Pen names and writing in multiple genres? The main consensus is to stay with one name, yours or a pseudonym, but be very clear on your websites and in your marketing, what your books contain. If you write adult and young adult (as I do) you need to make sure your fans know what they're getting when they purchase your books. Market separately. The only exception is Erotica, where you may want to use a separate pen name, website, etc. if you write in other genres as well.
I love writing conferences, retreats, and seminars -- anywhere I can shelve my real life problems for a bit and mingle with those who truly understand that "voices in your head" exist. It's a time set aside just for me [and my talky characters, who come to life in these settings], wherein I can recharge my author batteries and renew the passion for writing I crave worse than chocolate.
This last conference, specifically targeted to self-published authors, was the shot in the arm I needed, because the sky never seems to quit falling in my life, and I stood on a publishing ledge, ready to "end it all." True story. My author shingle swayed in the breeze on one last nail.
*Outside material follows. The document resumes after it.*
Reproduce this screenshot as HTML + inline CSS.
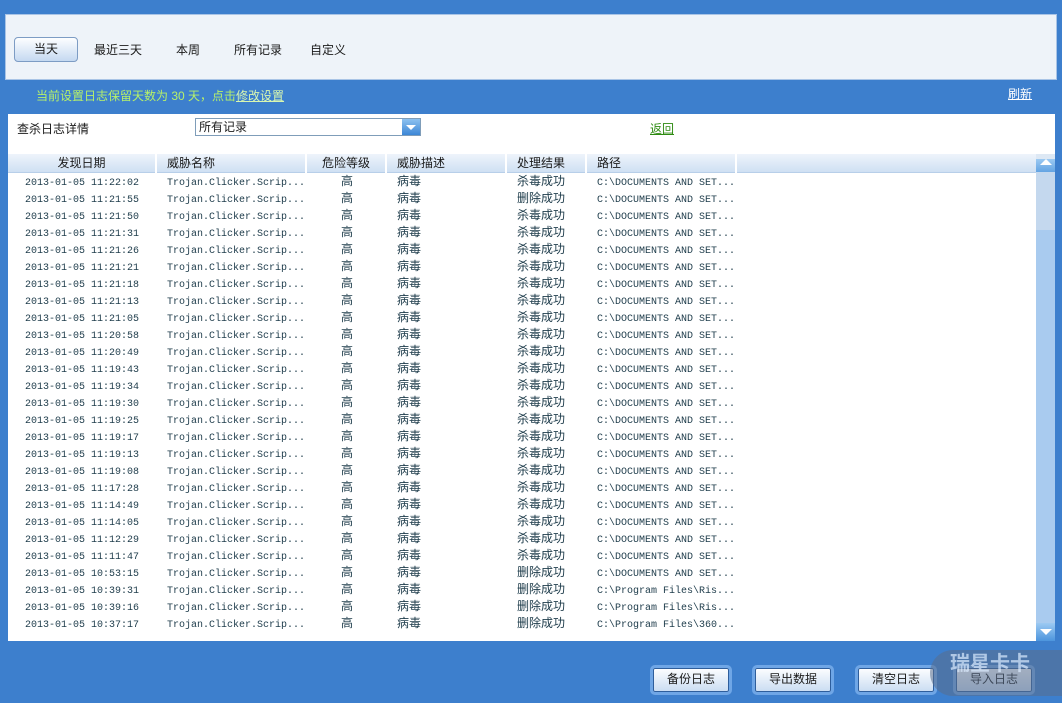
<!DOCTYPE html>
<html><head><meta charset="utf-8"><style>
*{margin:0;padding:0;box-sizing:border-box}
body{width:1062px;height:703px;background:#3d7fcd;position:relative;overflow:hidden;font-family:"Liberation Sans","Noto Sans CJK SC",sans-serif;font-size:12px;color:#1a1a1a}
.top{position:absolute;left:5px;top:14px;width:1052px;height:66px;background:#eef3f9;border:1px solid #a9c4e6}
.tab{position:absolute;top:36px;font-size:12px}
.sel{left:14px;top:37px;width:64px;height:25px;border:1px solid #7d9cc4;border-radius:4px;background:linear-gradient(#fdfeff,#c5d9f1);text-align:center;line-height:23px}
.note{position:absolute;left:36px;top:87px;color:#b6f06a;font-size:12px}
.note u{color:#d9f7b0}
.refresh{position:absolute;left:1008px;top:85px;color:#fff;text-decoration:underline}
.panel{position:absolute;left:8px;top:114px;width:1047px;height:527px;background:#fff}
.hdr{position:absolute;left:0;top:40px;width:1028px;height:19px;background:linear-gradient(#eef4fb,#cfe0f3);border-bottom:1px solid #b8cfe9}
.hdr span{position:absolute;top:0;height:19px;line-height:19px;border-right:2px solid #fff;font-size:12px}
.row{position:absolute;left:0;height:17px;line-height:17px;font-family:"Liberation Mono","Noto Sans CJK SC",monospace;font-size:10px;color:#1d3b4a;white-space:nowrap}
.row span{position:absolute;top:2px;line-height:17px}
.row span.cj{top:0;font-family:"Liberation Sans","Noto Sans CJK SC",sans-serif;font-size:12px}
.sb{position:absolute;left:1028px;top:40px;width:19px;height:487px;background:#dde8f4}
.btn{position:absolute;top:665px;width:82px;height:30px;border:3px solid #6fa6e6;border-radius:5px;background:linear-gradient(#fdfeff,#c9dcf2);text-align:center;line-height:23px;font-size:12px;box-shadow:0 0 0 1px #2e5e9c inset}
</style></head><body>
<div class="top"></div>
<div class="tab sel" style="position:absolute">当天</div>
<div class="tab" style="left:94px;top:41px">最近三天</div>
<div class="tab" style="left:176px;top:41px">本周</div>
<div class="tab" style="left:234px;top:41px">所有记录</div>
<div class="tab" style="left:310px;top:41px">自定义</div>
<div class="note">当前设置日志保留天数为 30 天，点击<u>修改设置</u></div>
<div class="refresh">刷新</div>
<div class="panel">
<div style="position:absolute;left:9px;top:6px">查杀日志详情</div>
<div style="position:absolute;left:187px;top:4px;width:226px;height:18px;border:1px solid #7f9db9;background:#fff;padding-left:3px;line-height:16px">所有记录<div style="position:absolute;right:0;top:0;width:18px;height:16px;background:linear-gradient(#8ec2f0,#3c86d6)"><div style="margin:6px auto 0;width:0;height:0;border-left:5px solid transparent;border-right:5px solid transparent;border-top:5px solid #fff"></div></div></div>
<div style="position:absolute;left:642px;top:6px;color:#2e8b12;text-decoration:underline">返回</div>
<div class="hdr">
<span style="left:0;width:149px;text-align:center">发现日期</span>
<span style="left:149px;width:150px;padding-left:10px">威胁名称</span>
<span style="left:299px;width:80px;text-align:center">危险等级</span>
<span style="left:379px;width:120px;padding-left:10px">威胁描述</span>
<span style="left:499px;width:80px;padding-left:10px">处理结果</span>
<span style="left:579px;width:150px;padding-left:10px">路径</span>
</div>
<div class="sb"><div style="height:18px;background:linear-gradient(#9cc9f2,#4d95dd);"><div style="margin:5px auto 0;width:0;height:0;border-left:6px solid transparent;border-right:6px solid transparent;border-bottom:6px solid #fff"></div></div>
<div style="position:absolute;top:18px;width:19px;height:58px;background:#c4d8ee"></div>
<div style="position:absolute;top:76px;width:19px;height:393px;background:#a9cbef"></div>
<div style="position:absolute;bottom:0;width:19px;height:18px;background:linear-gradient(#9cc9f2,#4d95dd)"><div style="margin:6px auto 0;width:0;height:0;border-left:6px solid transparent;border-right:6px solid transparent;border-top:6px solid #fff"></div></div></div>
<div id="rows"></div>
</div>
<div class="btn" style="left:650px">备份日志</div>
<div class="btn" style="left:752px">导出数据</div>
<div class="btn" style="left:855px">清空日志</div>
<div class="btn" style="left:953px">导入日志</div>
<div style="position:absolute;left:930px;top:650px;width:132px;height:46px;border-radius:23px 0 0 23px;background:rgba(90,110,140,.55);color:rgba(220,235,255,.7);font-size:20px;font-weight:bold;padding-left:20px;line-height:28px">瑞星卡卡</div>
<script>
var t=["11:22:02","11:21:55","11:21:50","11:21:31","11:21:26","11:21:21","11:21:18","11:21:13","11:21:05","11:20:58","11:20:49","11:19:43","11:19:34","11:19:30","11:19:25","11:19:17","11:19:13","11:19:08","11:17:28","11:14:49","11:14:05","11:12:29","11:11:47","10:53:15","10:39:31","10:39:16","10:37:17"];
var del=[1,23,24,25,26];var h="";
for(var i=0;i<t.length;i++){var r=del.indexOf(i)>=0?"删除成功":"杀毒成功";
var p=i<24?"C:\\DOCUMENTS AND SET...":(i<26?"C:\\Program Files\\Ris...":"C:\\Program Files\\360...");
h+='<div class="row" style="top:'+(59+i*17)+'px"><span style="left:17px">2013-01-05 '+t[i]+'</span><span style="left:159px">Trojan.Clicker.Scrip...</span><span class="cj" style="left:333px">高</span><span class="cj" style="left:389px">病毒</span><span class="cj" style="left:509px">'+r+'</span><span style="left:589px">'+p+'</span></div>';}
document.getElementById("rows").innerHTML=h;
</script>
</body></html>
Now, gratefully, I'm back in the chair, my virtual young characters alive inside my again, chattering away with new stories. Granted, I'm not as prolific as I desire, but I'm writing again, and whether I put out six books a year, or one, at least I'm where I feel "at home" once again.
So, the lesson here? Don't give up. Do what you can, as much as you can, and DO NOT compare yourself to others. Pat yourself on the back often. You're working on your dream and if you're writing, you've already accomplished more than those who say "I wish" because you are already "there."
Oh, and if someone asks if you want to buy a squirrel? Ask for two, just to be on the safe side.
Thanks for stopping by. As always, be kind in thought and deed.